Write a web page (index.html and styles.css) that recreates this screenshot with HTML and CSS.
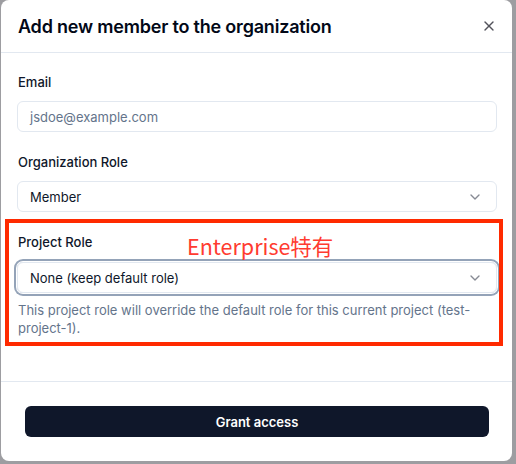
FILE: index.html
```html
<!DOCTYPE html>
<html lang="en">
<head>
<meta charset="utf-8">
<link rel="stylesheet" href="styles.css">
</head>
<body>
<div class="dialog">
  <div class="header">
    <h2 class="title">Add new member to the organization</h2>
    <span class="close">
      <svg width="16" height="16" viewBox="0 0 24 24" fill="none" stroke="currentColor" stroke-width="2" stroke-linecap="round" stroke-linejoin="round"><path d="M18 6 6 18"/><path d="m6 6 12 12"/></svg>
    </span>
  </div>
  <div class="body">
    <div class="field">
      <label class="label">Email</label>
      <div class="input placeholder">jsdoe@example.com</div>
    </div>
    <div class="field">
      <label class="label">Organization Role</label>
      <div class="input select"><span>Member</span>
        <svg class="chev" width="16" height="16" viewBox="0 0 24 24" fill="none" stroke="currentColor" stroke-width="2" stroke-linecap="round" stroke-linejoin="round"><path d="m6 9 6 6 6-6"/></svg>
      </div>
    </div>
    <div class="field">
      <label class="label">Project Role</label>
      <div class="input select focused"><span>None (keep default role)</span>
        <svg class="chev" width="16" height="16" viewBox="0 0 24 24" fill="none" stroke="currentColor" stroke-width="2" stroke-linecap="round" stroke-linejoin="round"><path d="m6 9 6 6 6-6"/></svg>
      </div>
      <p class="help">This project role will override the default role for this current project (test-project-1).</p>
    </div>
  </div>
  <div class="footer">
    <button class="btn">Grant access</button>
  </div>
  <div class="annot-box"></div>
  <div class="annot-text">Enterprise特有</div>
</div>
</body>
</html>
```

FILE: styles.css
```css
* { box-sizing: border-box; }
html, body { margin: 0; padding: 0; }
body {
  background: #9d9da1;
  width: 516px;
  height: 464px;
  overflow: hidden;
  font-family: Inter, "Noto Sans", "Noto Sans CJK SC", sans-serif;
  color: #0f172a;
}
.dialog {
  position: relative;
  margin-left: 1px;
  width: 511px;
  height: 461px;
  background: #fff;
  border-radius: 8px;
  display: flex;
  flex-direction: column;
}
.header {
  height: 53px;
  border-bottom: 1px solid #e2e8f0;
  display: flex;
  align-items: center;
  justify-content: space-between;
  padding: 0 15px 0 17px;
}
.title {
  margin: 0;
  font-size: 18px;
  font-weight: 600;
  letter-spacing: -0.2px;
  color: #020817;
}
.close {
  display: flex;
  color: #52525b;
}
.body {
  padding: 19px 15px 0 16px;
  display: flex;
  flex-direction: column;
  gap: 20px;
  height: 328px;
}
.field { display: flex; flex-direction: column; }
.label {
  font-size: 13px;
  font-weight: 500;
  line-height: 20px;
  margin-bottom: 9px;
  padding-left: 1px;
}
.input {
  height: 31px;
  border: 1px solid #e2e8f0;
  border-radius: 6px;
  padding: 0 12px;
  display: flex;
  align-items: center;
  font-size: 13px;
}
.placeholder { color: #64748b; }
.select { justify-content: space-between; }
.chev { opacity: .5; color: #0f172a; margin-right: 1px; }
.focused {
  margin-top: 1px;
  box-shadow: 0 0 0 1px #fff, 0 0 0 3px #94a3b8;
}
.help {
  margin: 8px 0 0 1px;
  font-size: 13px;
  line-height: 18px;
  color: #64748b;
}
.footer {
  border-top: 1px solid #e2e8f0;
  padding: 24px 23px 0 24px;
}
.btn {
  width: 100%;
  height: 31px;
  border: none;
  border-radius: 6px;
  background: #0f172a;
  color: #fff;
  font-family: inherit;
  font-size: 13px;
  font-weight: 600;
}
.annot-box {
  position: absolute;
  left: 4px;
  top: 219px;
  width: 498px;
  height: 127px;
  border: 4px solid #ff2a00;
}
.annot-text {
  position: absolute;
  left: 186px;
  top: 233px;
  font-family: "Noto Sans CJK SC", sans-serif;
  font-size: 21.5px;
  line-height: 26px;
  color: #ff3b30;
}
```
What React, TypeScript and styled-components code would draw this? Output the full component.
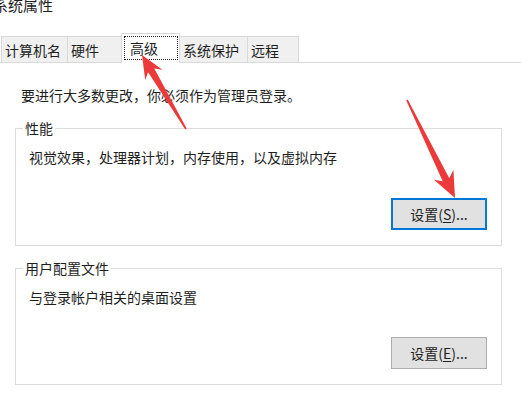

Work instructions >> The records above are to be quoted exactly, with all pictures left out.

Finished answer >>
Write a web page (index.html and styles.css) that recreates this screenshot with HTML and CSS.
FILE: index.html
```html
<!DOCTYPE html>
<html lang="en">
<head>
<meta charset="utf-8">
<link rel="stylesheet" href="styles.css">
</head>
<body>
<div class="dialog">
  <div class="header">
    <h2 class="title">Add new member to the organization</h2>
    <span class="close">
      <svg width="16" height="16" viewBox="0 0 24 24" fill="none" stroke="currentColor" stroke-width="2" stroke-linecap="round" stroke-linejoin="round"><path d="M18 6 6 18"/><path d="m6 6 12 12"/></svg>
    </span>
  </div>
  <div class="body">
    <div class="field">
      <label class="label">Email</label>
      <div class="input placeholder">jsdoe@example.com</div>
    </div>
    <div class="field">
      <label class="label">Organization Role</label>
      <div class="input select"><span>Member</span>
        <svg class="chev" width="16" height="16" viewBox="0 0 24 24" fill="none" stroke="currentColor" stroke-width="2" stroke-linecap="round" stroke-linejoin="round"><path d="m6 9 6 6 6-6"/></svg>
      </div>
    </div>
    <div class="field">
      <label class="label">Project Role</label>
      <div class="input select focused"><span>None (keep default role)</span>
        <svg class="chev" width="16" height="16" viewBox="0 0 24 24" fill="none" stroke="currentColor" stroke-width="2" stroke-linecap="round" stroke-linejoin="round"><path d="m6 9 6 6 6-6"/></svg>
      </div>
      <p class="help">This project role will override the default role for this current project (test-project-1).</p>
    </div>
  </div>
  <div class="footer">
    <button class="btn">Grant access</button>
  </div>
  <div class="annot-box"></div>
  <div class="annot-text">Enterprise特有</div>
</div>
</body>
</html>
```

FILE: styles.css
```css
* { box-sizing: border-box; }
html, body { margin: 0; padding: 0; }
body {
  background: #9d9da1;
  width: 516px;
  height: 464px;
  overflow: hidden;
  font-family: Inter, "Noto Sans", "Noto Sans CJK SC", sans-serif;
  color: #0f172a;
}
.dialog {
  position: relative;
  margin-left: 1px;
  width: 511px;
  height: 461px;
  background: #fff;
  border-radius: 8px;
  display: flex;
  flex-direction: column;
}
.header {
  height: 53px;
  border-bottom: 1px solid #e2e8f0;
  display: flex;
  align-items: center;
  justify-content: space-between;
  padding: 0 15px 0 17px;
}
.title {
  margin: 0;
  font-size: 18px;
  font-weight: 600;
  letter-spacing: -0.2px;
  color: #020817;
}
.close {
  display: flex;
  color: #52525b;
}
.body {
  padding: 19px 15px 0 16px;
  display: flex;
  flex-direction: column;
  gap: 20px;
  height: 328px;
}
.field { display: flex; flex-direction: column; }
.label {
  font-size: 13px;
  font-weight: 500;
  line-height: 20px;
  margin-bottom: 9px;
  padding-left: 1px;
}
.input {
  height: 31px;
  border: 1px solid #e2e8f0;
  border-radius: 6px;
  padding: 0 12px;
  display: flex;
  align-items: center;
  font-size: 13px;
}
.placeholder { color: #64748b; }
.select { justify-content: space-between; }
.chev { opacity: .5; color: #0f172a; margin-right: 1px; }
.focused {
  margin-top: 1px;
  box-shadow: 0 0 0 1px #fff, 0 0 0 3px #94a3b8;
}
.help {
  margin: 8px 0 0 1px;
  font-size: 13px;
  line-height: 18px;
  color: #64748b;
}
.footer {
  border-top: 1px solid #e2e8f0;
  padding: 24px 23px 0 24px;
}
.btn {
  width: 100%;
  height: 31px;
  border: none;
  border-radius: 6px;
  background: #0f172a;
  color: #fff;
  font-family: inherit;
  font-size: 13px;
  font-weight: 600;
}
.annot-box {
  position: absolute;
  left: 4px;
  top: 219px;
  width: 498px;
  height: 127px;
  border: 4px solid #ff2a00;
}
.annot-text {
  position: absolute;
  left: 186px;
  top: 233px;
  font-family: "Noto Sans CJK SC", sans-serif;
  font-size: 21.5px;
  line-height: 26px;
  color: #ff3b30;
}
```
What React, TypeScript and styled-components code would draw this? Output the full component.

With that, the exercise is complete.